[Begin]

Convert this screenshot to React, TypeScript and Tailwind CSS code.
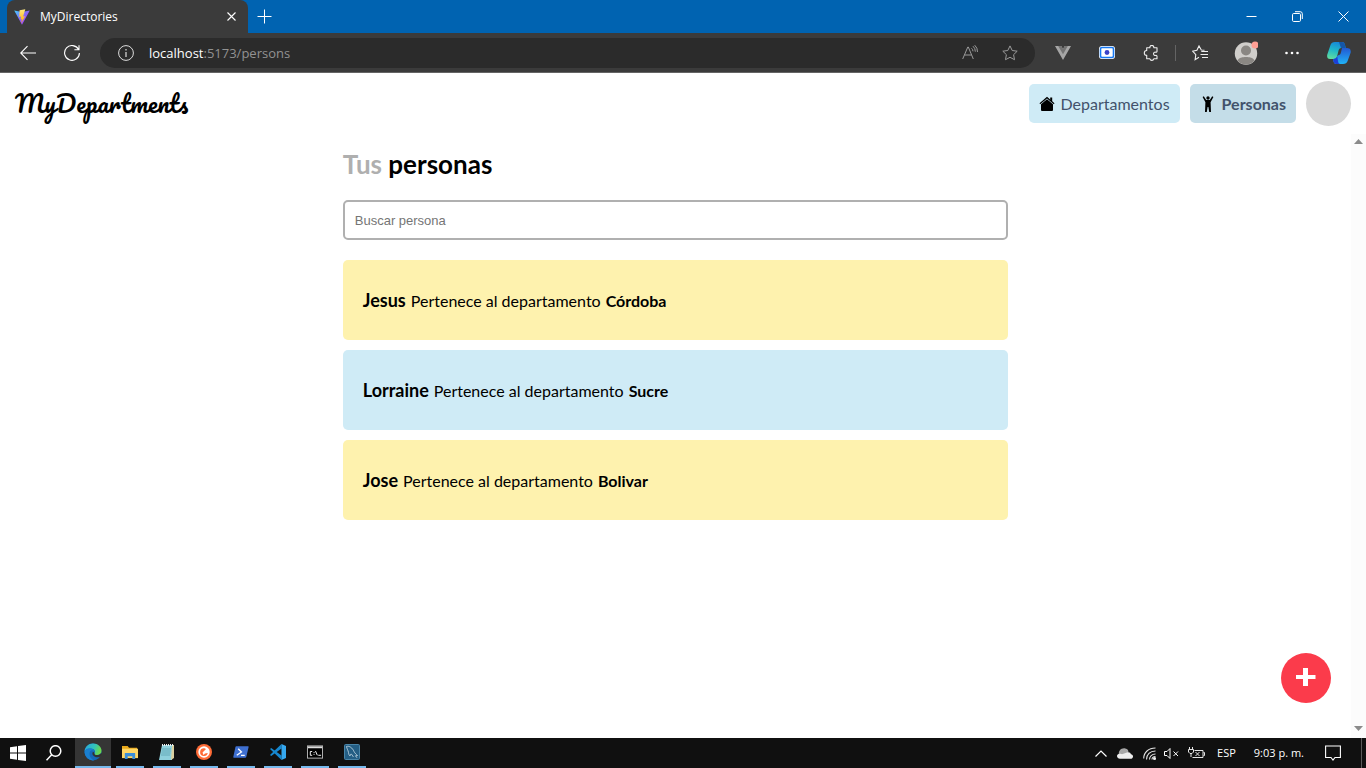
import { useState } from "react";
import type { ReactNode } from "react";

type Person = { name: string; department: string; color: string };

const people: Person[] = [
  { name: "Jesus", department: "Córdoba", color: "bg-[#fef2ae]" },
  { name: "Lorraine", department: "Sucre", color: "bg-[#cfebf6]" },
  { name: "Jose", department: "Bolivar", color: "bg-[#fef2ae]" },
];

function ViteIcon() {
  return (
    <svg className="h-4 w-4" viewBox="0 0 16 16" aria-hidden="true">
      <defs>
        <linearGradient id="vite-shield" x1="0" y1="0" x2="1" y2="1">
          <stop offset="0" stopColor="#41d1ff" />
          <stop offset="0.5" stopColor="#8a63f5" />
          <stop offset="1" stopColor="#bd34fe" />
        </linearGradient>
        <linearGradient id="vite-bolt" x1="0" y1="0" x2="0" y2="1">
          <stop offset="0" stopColor="#ffea83" />
          <stop offset="1" stopColor="#ffa800" />
        </linearGradient>
      </defs>
      <path d="M0.2 1.6 8 3l7.8-1.4L8 15.8Z" fill="url(#vite-shield)" />
      <path d="M11.3 0.2 5.6 1.3 5.2 8l1.9-.4-.6 3 1.5-.4-.8 4 3.9-7-2 .4Z" fill="url(#vite-bolt)" />
    </svg>
  );
}

function TabStrip() {
  return (
    <div className="flex h-[33px] shrink-0 items-stretch bg-[#0063b1] text-white">
      <div className="ml-[7px] flex w-[241px] items-center rounded-t-lg bg-[#3b3b3b] pr-[9px] pl-[7px]">
        <ViteIcon />
        <span className="ml-[10px] flex-1 text-[12px] leading-4">MyDirectories</span>
        <button type="button" aria-label="Cerrar pestaña" className="flex h-4 w-4 items-center justify-center">
          <svg className="h-[9px] w-[9px]" viewBox="0 0 9 9" stroke="#fff" strokeWidth="1.1">
            <path d="M0.5 0.5l8 8M8.5 0.5l-8 8" />
          </svg>
        </button>
      </div>
      <button type="button" aria-label="Nueva pestaña" className="flex w-8 items-center justify-center">
        <svg className="h-[15px] w-[15px]" viewBox="0 0 15 15" stroke="#fff">
          <path d="M7.5 0.5v14M0.5 7.5h14" />
        </svg>
      </button>
      <div className="ml-auto flex">
        <button type="button" aria-label="Minimizar" className="flex w-[46px] items-center justify-center">
          <svg className="h-[11px] w-[11px]" viewBox="0 0 11 11" stroke="#fff">
            <path d="M0.5 5.5h10" />
          </svg>
        </button>
        <button type="button" aria-label="Restaurar" className="flex w-[46px] items-center justify-center">
          <svg className="h-[11px] w-[11px]" viewBox="0 0 11 11" fill="none" stroke="#fff">
            <rect x="0.5" y="2.5" width="8" height="8" rx="1.2" />
            <path d="M3 .7h5.2a2.1 2.1 0 0 1 2.1 2.1v5.2" />
          </svg>
        </button>
        <button type="button" aria-label="Cerrar" className="flex w-[46px] items-center justify-center">
          <svg className="h-[11px] w-[11px]" viewBox="0 0 11 11" stroke="#fff">
            <path d="M0.5 0.5l10 10M10.5 0.5l-10 10" />
          </svg>
        </button>
      </div>
    </div>
  );
}

function ToolButton({ label, children }: { label: string; children: ReactNode }) {
  return (
    <button type="button" aria-label={label} className="flex h-[30px] w-11 shrink-0 items-center justify-center">
      {children}
    </button>
  );
}

const starPath = "M8 .9l2.2 4.6 5 .7-3.6 3.5.9 5L8 12.3 3.5 14.7l.9-5L.8 6.2l5-.7Z";

function Toolbar() {
  return (
    <div className="flex h-10 shrink-0 items-center border-b border-[#656565] bg-[#3b3b3b] pr-[5px] pl-[6px]">
      <ToolButton label="Atrás">
        <svg className="h-4 w-4" viewBox="0 0 16 16" fill="none" stroke="#fff" strokeWidth="1.1">
          <path d="M16 8H.8M7.5 1.2.7 8l6.8 6.8" />
        </svg>
      </ToolButton>
      <ToolButton label="Actualizar">
        <svg className="h-4 w-4" viewBox="0 0 16 16" fill="none" stroke="#fff" strokeWidth="1.1">
          <path d="M14.6 4.6A7.4 7.4 0 1 0 15.4 8M15 .2v4.6h-4.6" />
        </svg>
      </ToolButton>
      <div className="ml-[6px] flex h-[30px] flex-1 items-center rounded-full bg-[#2b2b2b] pr-[5px] pl-[18px]">
        <svg className="h-4 w-4 shrink-0" viewBox="0 0 16 16" fill="none" stroke="#ddd" aria-hidden="true">
          <circle cx="8" cy="8" r="7.4" />
          <path d="M8 7v5M8 4v1.4" strokeWidth="1.2" />
        </svg>
        <a href="/persons" className="ml-[15px] flex-1 text-[13px] leading-5 text-[#929292]">
          <span className="text-white">localhost</span>:5173/persons
        </a>
        <button type="button" aria-label="Leer en voz alta" className="flex h-[30px] w-10 items-center justify-center">
          <svg className="h-4 w-4" viewBox="0 0 16 16" fill="none" stroke="#9a9a9a">
            <path d="M.7 14 5.8 2h.5l5 12M2.5 10h7M9.5 3.3a4 4 0 0 1 1.5 3M11 1.2a7 7 0 0 1 2.3 5.5M12.7.2A8.5 8.5 0 0 1 15.5 7" />
          </svg>
        </button>
        <button type="button" aria-label="Agregar a favoritos" className="flex h-[30px] w-10 items-center justify-center">
          <svg className="h-4 w-4" viewBox="0 0 16 16" fill="none" stroke="#9a9a9a" strokeLinejoin="round">
            <path d={starPath} />
          </svg>
        </button>
      </div>
      <div className="ml-[6px] flex items-center">
        <ToolButton label="Vue Devtools">
          <svg className="h-[14px] w-4" viewBox="0 0 16 14">
            <path d="M0 0h6.3L8 3 9.7 0H16L8 14Z" fill="#a6a6a6" />
            <path d="M3.2 0h3.1L8 3l1.7-3h3.1L8 8.3Z" fill="#747474" />
          </svg>
        </ToolButton>
        <ToolButton label="Grabador de pantalla">
          <svg className="h-[13px] w-4" viewBox="0 0 16 13">
            <rect width="16" height="13" rx="3" fill="#fff" />
            <rect x="1.5" y="1.5" width="13" height="10" rx="1.5" fill="#fff" stroke="#1778f2" strokeWidth="1.6" />
            <circle cx="8" cy="6.5" r="2.4" fill="#3a42c8" />
          </svg>
        </ToolButton>
        <ToolButton label="Extensiones">
          <svg className="h-4 w-4" viewBox="0 0 16 16" fill="none" stroke="#eee" strokeWidth="1.1" strokeLinejoin="round">
            <path d="M3.7 5.5V2.8h3.2a2 2 0 1 1 3.9 0H14v3.4a1 1 0 0 1-1.2 1 1.7 1.7 0 1 0 0 3.2 1 1 0 0 1 1.2 1v2.4h-3.2a2 2 0 0 1-3.9 0H3.7v-3.5a2.3 2.3 0 1 1 0-4.8Z" />
          </svg>
        </ToolButton>
      </div>
      <div className="mx-[2px] h-4 w-px bg-[#646464]" />
      <ToolButton label="Favoritos">
        <svg className="h-4 w-4" viewBox="0 0 16 16" fill="none" stroke="#eee" strokeWidth="1.1">
          <path d="M12.5 5.2 9.3 5 7 .9 4.9 5.2.6 6.1l3.2 3.5-.7 5L7 12.3M9.3 6.5H16M8.5 9.5H16M10 12.5h6" />
        </svg>
      </ToolButton>
      <div className="flex gap-[2px] pl-[2px]">
        <ToolButton label="Perfil">
          <svg className="h-6 w-6" viewBox="0 0 24 24">
            <circle cx="12" cy="12.5" r="11.2" fill="#d0cecb" />
            <circle cx="12" cy="9.5" r="5" fill="#8a8783" />
            <path d="M3.5 19.5C5 16.5 8.5 16 12 16s7 .5 8.500 3.500a11.200 11.200 0 0 1-17 0" fill="#8a8783" />
            <circle cx="21" cy="4" r="3.5" fill="#ff9e94" />
          </svg>
        </ToolButton>
        <ToolButton label="Configuración y más">
          <svg className="h-4 w-4" viewBox="0 0 16 16" fill="#fff">
            <circle cx="2.5" cy="8" r="1.3" />
            <circle cx="8" cy="8" r="1.3" />
            <circle cx="13.5" cy="8" r="1.3" />
          </svg>
        </ToolButton>
      </div>
      <div className="pl-[3px]">
        <ToolButton label="Copilot">
          <svg className="h-6 w-6" viewBox="0 0 24 24">
            <defs>
              <linearGradient id="copilot-left" x1="0.6" y1="0" x2="0.3" y2="1">
                <stop offset="0" stopColor="#1686d9" />
                <stop offset="0.5" stopColor="#20b7c9" />
                <stop offset="1" stopColor="#5fdca0" />
              </linearGradient>
              <linearGradient id="copilot-right" x1="0" y1="0" x2="0" y2="1">
                <stop offset="0" stopColor="#2358d2" />
                <stop offset="1" stopColor="#20b3f7" />
              </linearGradient>
            </defs>
            <path d="M8 1h7c2 0 2.500 1 3 3l.8 3h-4.300c-2 0-2.600 1-3.100 3l-1.200 5c-.5 2-1.300 3-3.200 3H3c-2.500 0-3.300-2-2.700-4.500L3.500 4C4.200 2 5.500 1 8 1" fill="url(#copilot-left)" />
            <path d="M14.500 1c2.500 0 3 1 3.500 3l.8 3H14L12 1Z" fill="#1556a8" />
            <path d="M16 23H9.500c-2 0-2.600-1-3.100-3L6 18c2.500 0 3.700-1 4.200-3l1.600-1c1 0 1.700-.8 2-2l1.200-5h3.200c3 0 6 0 5.500 4.500L20.600 20c-.7 2-2.100 3-4.600 3" fill="url(#copilot-right)" />
            <path d="M6 18c2.500 0 3.700-1 4.200-3l.8 5c.3 1.500.5 2.500 2 3H9.500c-2 0-2.600-1-3.100-3Z" fill="#1c3fd6" />
          </svg>
        </ToolButton>
      </div>
    </div>
  );
}

function HouseIcon() {
  return (
    <svg className="h-4 w-4" viewBox="0 0 16 16" aria-hidden="true">
      <path d="M8 3.2 14 8.2V14q0 1-1 1H3q-1 0-1-1V8.2Z" />
      <path d="M.5 7.3 8 .8l7.5 6.5-.7.9L8 2.500 1.200 8.200Z" />
      <path d="M11.2 1.500h2v4.500l-2-1.700Z" />
    </svg>
  );
}

function PersonIcon() {
  return (
    <svg className="h-4 w-4" viewBox="0 0 16 16" aria-hidden="true">
      <circle cx="8" cy="2" r="1.700" />
      <path d="M2.600.9 3.800.3l2.400 3.800h3.600L12.200.3l1.200.6-2.800 5.400.4 9.700H9.200L8.400 11h-.8l-.8 5H5l.4-9.700Z" />
    </svg>
  );
}

function AppHeader() {
  return (
    <header className="flex shrink-0 items-center justify-between px-[15px] py-2">
      <a href="/" className="pb-[2px] font-['Pacifico','Lato',cursive] text-[24px] leading-10 text-black">
        MyDepartments
      </a>
      <nav className="flex items-center gap-[10px]">
        <a href="/departments" className="flex h-[39px] items-center gap-[6px] rounded-[5px] bg-[#cfebf6] px-[10px] text-[#42526b]">
          <HouseIcon />
          Departamentos
        </a>
        <a href="/persons" className="flex h-[39px] items-center gap-[6px] rounded-[5px] bg-[#c4dde8] px-[10px] font-bold text-[#42526b]">
          <PersonIcon />
          Personas
        </a>
        <button type="button" aria-label="Cuenta" className="h-[45px] w-[45px] rounded-full bg-[#d9d9d9]" />
      </nav>
    </header>
  );
}

function ScrollRail() {
  return (
    <div className="flex w-[15px] shrink-0 flex-col items-center justify-between bg-[#fcfcfc] pt-[5px] pb-[7px]" aria-hidden="true">
      <svg className="h-[5px] w-[9px]" viewBox="0 0 9 5" fill="#8b8b8b">
        <path d="M4.500 0 9 5H0Z" />
      </svg>
      <svg className="h-[5px] w-[9px]" viewBox="0 0 9 5" fill="#8b8b8b">
        <path d="M0 0h9L4.500 5Z" />
      </svg>
    </div>
  );
}

function PersonsPage() {
  const [query, setQuery] = useState("");
  const shown = people.filter((p) => p.name.toLowerCase().includes(query.toLowerCase()));
  return (
    <div className="flex min-h-0 flex-1 flex-col bg-white font-['Lato',sans-serif] text-[16px] leading-6 text-black">
      <AppHeader />
      <div className="relative flex min-h-0 flex-1">
        <main className="flex-1 overflow-hidden p-[10px]">
          <div className="mx-auto w-1/2">
            <h1 className="text-[26px] leading-[41px] font-bold">
              <span className="text-[#afafaf]">Tus</span> personas
            </h1>
            <input
              type="text"
              aria-label="Buscar persona"
              placeholder="Buscar persona"
              value={query}
              onChange={(e) => setQuery(e.target.value)}
              className="mt-[15px] block h-10 w-full rounded-[5px] border-2 border-[#b0b0b0] px-[10px] font-['Liberation_Sans',sans-serif] text-[13px] placeholder:text-[#757575]"
            />
            <ul className="mt-5 flex flex-col gap-[10px]">
              {shown.map((p) => (
                <li key={p.name} className={`flex h-20 items-baseline gap-[5px] rounded-[5px] px-5 pt-7 ${p.color}`}>
                  <span className="text-[18px] font-bold">{p.name}</span>
                  <span>Pertenece al departamento</span>
                  <span className="font-bold">{p.department}</span>
                </li>
              ))}
            </ul>
          </div>
        </main>
        <ScrollRail />
        <button
          type="button"
          aria-label="Agregar persona"
          className="absolute right-[35px] bottom-[35px] flex h-[50px] w-[50px] items-center justify-center rounded-full bg-[#fb3b4b] pb-[2px]"
        >
          <svg className="h-[18px] w-5" viewBox="0 0 20 18" fill="#fff">
            <path d="M7 0h5v7h7.500v4H12v7H7v-7H0V7h7Z" />
          </svg>
        </button>
      </div>
    </div>
  );
}

function EdgeIcon() {
  return (
    <svg className="h-[18px] w-[18px]" viewBox="0 0 18 18">
      <defs>
        <linearGradient id="edge-top" x1="0" y1="0" x2="1" y2="0.3">
          <stop offset="0" stopColor="#2aa5dc" />
          <stop offset="0.6" stopColor="#31c4bd" />
          <stop offset="1" stopColor="#6ad84f" />
        </linearGradient>
      </defs>
      <circle cx="9" cy="9" r="8.5" fill="#1567b8" />
      <path d="M.5 8.500C1 3.500 4.500.5 9 .5c5 0 8.500 3.500 8.500 7.200 0 3-2 4.300-4.500 4.300-2 0-3-.7-2.500-1.500 1.500-2 0-5-3.500-5S1.500 6.500.5 8.500" fill="url(#edge-top)" />
      <path d="M10.500 10.500c-.5.8.5 1.500 2.500 1.500 1.700 0 3.200-.6 4-2 1 0 1 3-1.500 4-1.500.5-3.500.5-5-.5S8 11.500 8.500 9.500c.5-1 1.500-.5 2 1" fill="#323232" />
      <path d="M6 8.500C4.500 12 6.500 16 10 17.400A8.500 8.500 0 0 1 .5 9c.8-3.300 4-4 6.500-3.500 2 .3 3 1.500 3 2.500-1-1-3-1-4 .5" fill="#1a7fd0" />
    </svg>
  );
}

const taskbarApps: { label: string; icon: ReactNode }[] = [
  {
    label: "Explorador de archivos",
    icon: (
      <svg className="h-4 w-4" viewBox="0 0 17 17">
        <path d="M0 2h6l1.500 2H16v11H0Z" fill="#e9a91b" />
        <path d="M0 5h17v10H0Z" fill="#ffd766" />
        <path d="M3 16V9.500h11V16h-3v-3H6v3Z" fill="#3b8fd9" />
      </svg>
    ),
  },
  {
    label: "Bloc de notas",
    icon: (
      <svg className="h-[18px] w-[18px]" viewBox="0 0 18 18">
        <path d="M4 2h12l-2 15H1Z" fill="#8ed0dc" />
        <path d="M14 2h2v13l-3 2Z" fill="#d9cf9f" />
        <path d="M4 2h12" stroke="#eee" strokeWidth="2" strokeDasharray="1 1" />
        <path d="M4 6h9M3.700 8h9M3.400 10h9M3 12h9" stroke="#549cab" strokeWidth=".7" />
      </svg>
    ),
  },
  {
    label: "Postman",
    icon: (
      <svg className="h-4 w-4" viewBox="0 0 16 16">
        <circle cx="8" cy="8" r="8" fill="#ff6c37" />
        <circle cx="8" cy="8" r="5.700" fill="#fff" />
        <path d="M8.500 4.200A3.900 3.900 0 1 0 11.800 9L9 9.500 7.500 11l-1-2.500L10 5Z" fill="#ff6c37" />
      </svg>
    ),
  },
  {
    label: "PowerShell",
    icon: (
      <svg className="h-[14px] w-4" viewBox="0 0 17 14">
        <path d="M3.500 1H16q.8 0 .6.8l-2.500 10.500q-.2.7-1 .7H.9q-.8 0-.6-.8L2.600 1.700q.2-.7.900-.7" fill="#3e6fd0" />
        <path d="m5.500 3.500 3.500 3.500-5 3.500M8.500 10.500h4" fill="none" stroke="#fff" strokeWidth="1.400" />
      </svg>
    ),
  },
  {
    label: "Visual Studio Code",
    icon: (
      <svg className="h-4 w-4" viewBox="0 0 16 16">
        <path d="m11.500 0-10 9.500L0 11l1.200 1L11.500 4.500v7L1.200 4 0 5l11.500 11Z" fill="#1687cf" />
        <path d="m11.500 0 4.500 2v12l-4.500 2Z" fill="#35a8f0" />
      </svg>
    ),
  },
  {
    label: "Símbolo del sistema",
    icon: (
      <svg className="h-[14px] w-4" viewBox="0 0 17 14">
        <rect x=".5" y=".5" width="16" height="13" fill="#000" stroke="#b9b9b9" />
        <path d="M1 2h15" stroke="#ddd" strokeWidth="2" />
        <path d="M5.500 6.500h-2v4h2M7 7.500h1M7 9.500h1M9 6l2 4.500M12 10.500h3" fill="none" stroke="#fff" />
      </svg>
    ),
  },
  {
    label: "MySQL Workbench",
    icon: (
      <svg className="h-4 w-4" viewBox="0 0 16 16">
        <rect x=".5" y=".5" width="15" height="15" rx="1" fill="#245e84" stroke="#4985a8" />
        <path d="M2.500 2.500c3-1 6 1.500 7.500 5 1 2 2.500 3 3.500 4l-2 .3 1.500 2M2.500 2.500C3 5 4 6 4.500 8.500c.2 2 .8 3 1.500 3.500.5-1 .5-2 1-2 1 0 1.500 2 2.500 3" fill="none" stroke="#c9dce6" strokeWidth=".8" />
      </svg>
    ),
  },
];

function Taskbar() {
  return (
    <footer className="flex h-[30px] shrink-0 items-stretch bg-[#101010] text-white">
      <button type="button" aria-label="Inicio" className="flex w-9 items-center justify-center">
        <svg className="h-4 w-4" viewBox="0 0 16 16" fill="#fff">
          <path d="M0 2.200 7 1.200v6.300H0ZM8 1.100 16 0v7.500H8ZM0 8.500h7v6.300l-7-1ZM8 8.500h8V16l-8-1.100Z" />
        </svg>
      </button>
      <button type="button" aria-label="Buscar" className="flex w-9 items-center justify-center">
        <svg className="h-4 w-4" viewBox="0 0 16 16" fill="none" stroke="#fff" strokeWidth="1.500">
          <circle cx="9.500" cy="6" r="5.300" />
          <path d="M5.700 9.800.5 15.300" />
        </svg>
      </button>
      <button type="button" aria-label="Microsoft Edge" className="ml-[3px] flex w-9 items-center justify-center border-b-2 border-[#76b9ed] bg-[#353535]">
        <EdgeIcon />
      </button>
      <div className="ml-[5px] flex gap-[9px]">
        {taskbarApps.map((app) => (
          <button key={app.label} type="button" aria-label={app.label} className="flex w-7 items-center justify-center border-b-2 border-[#76b9ed]">
            {app.icon}
          </button>
        ))}
      </div>
      <div className="ml-auto flex items-center">
        <svg className="h-[7px] w-3" viewBox="0 0 12 7" fill="none" stroke="#fff" strokeWidth="1.200" aria-hidden="true">
          <path d="m.5 6.500 5.500-5.500 5.500 5.500" />
        </svg>
        <svg className="ml-[10px] h-[11px] w-4" viewBox="0 0 16 11" aria-hidden="true">
          <path d="M2 7C1 3 4 0 7.500.3 10 .5 11 2 11.500 3.500L9 8Z" fill="#a8a8a8" />
          <path d="M3 10.800C-1 10.500-1 5.500 3 5.700c1 0 1.500.3 2 .5L10 4.500c2-1 3.500.2 4 1.700 3 .5 2.500 4.600-.5 4.600Z" fill="#eee" />
        </svg>
        <svg className="ml-[10px] h-[13px] w-[13px]" viewBox="0 0 13 13" fill="none" stroke="#e5e5e5" strokeWidth="1.100" aria-hidden="true">
          <path d="M.7 11.500C.7 5.500 5.500 1 12.500 1M3.500 12.500c0-5 3.500-8.500 9-8.500M6.500 12.500c0-3 2.500-5.500 6-5.500M9 12.500c0-1.700 1.500-3 3.500-3" />
          <circle cx="11.500" cy="11.500" r="1" fill="#fff" />
        </svg>
        <svg className="ml-2 h-[13px] w-[15px]" viewBox="0 0 15 13" fill="none" stroke="#fff" aria-hidden="true">
          <path d="M.5 4.500H3L6 1.500v10L3 8.500H.5ZM9.500 4.500l4.500 4.500M14 4.500 9.500 9" />
        </svg>
        <svg className="ml-[9px] h-[13px] w-[17px]" viewBox="0 0 17 13" fill="none" stroke="#e5e5e5" aria-hidden="true">
          <path d="M1.500 0v2M4.500 0v2M.5 2.500h5V5l-1.500 1.500H2L.5 5ZM3 6.500V10M6.500 3.500H15v7H4.500M15.500 5.500h1v3h-1M7.500 5l4 4M11.500 5l-4 4" />
        </svg>
        <button type="button" className="ml-[12px] text-[11px] leading-4">
          ESP
        </button>
        <time className="ml-[18px] text-[11px] leading-4">9:03 p. m.</time>
        <button type="button" aria-label="Notificaciones" className="mr-5 ml-[21px] flex h-4 w-4 items-center">
          <svg className="h-4 w-4" viewBox="0 0 16 16" fill="none" stroke="#fff" strokeWidth="1.100">
            <path d="M.6 1h14.800v11.500H10L8 15l-2-2.500H.6Z" />
          </svg>
        </button>
        <div className="h-[30px] w-px bg-[#5a5a5a]" />
        <div className="w-1" />
      </div>
    </footer>
  );
}

export default function App() {
  return (
    <div className="flex h-screen flex-col overflow-hidden font-['Segoe_UI','Open_Sans',sans-serif]">
      <TabStrip />
      <Toolbar />
      <PersonsPage />
      <Taskbar />
    </div>
  );
}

[End]

Write out, word for word, the lines from the start of the data through the one holding "string; department: string;". Omit pictures.

— EXERCISE ANSWER —
Convert this screenshot to React, TypeScript and Tailwind CSS code.
import { useState } from "react";
import type { ReactNode } from "react";

type Person = { name: string; department: string; color: string };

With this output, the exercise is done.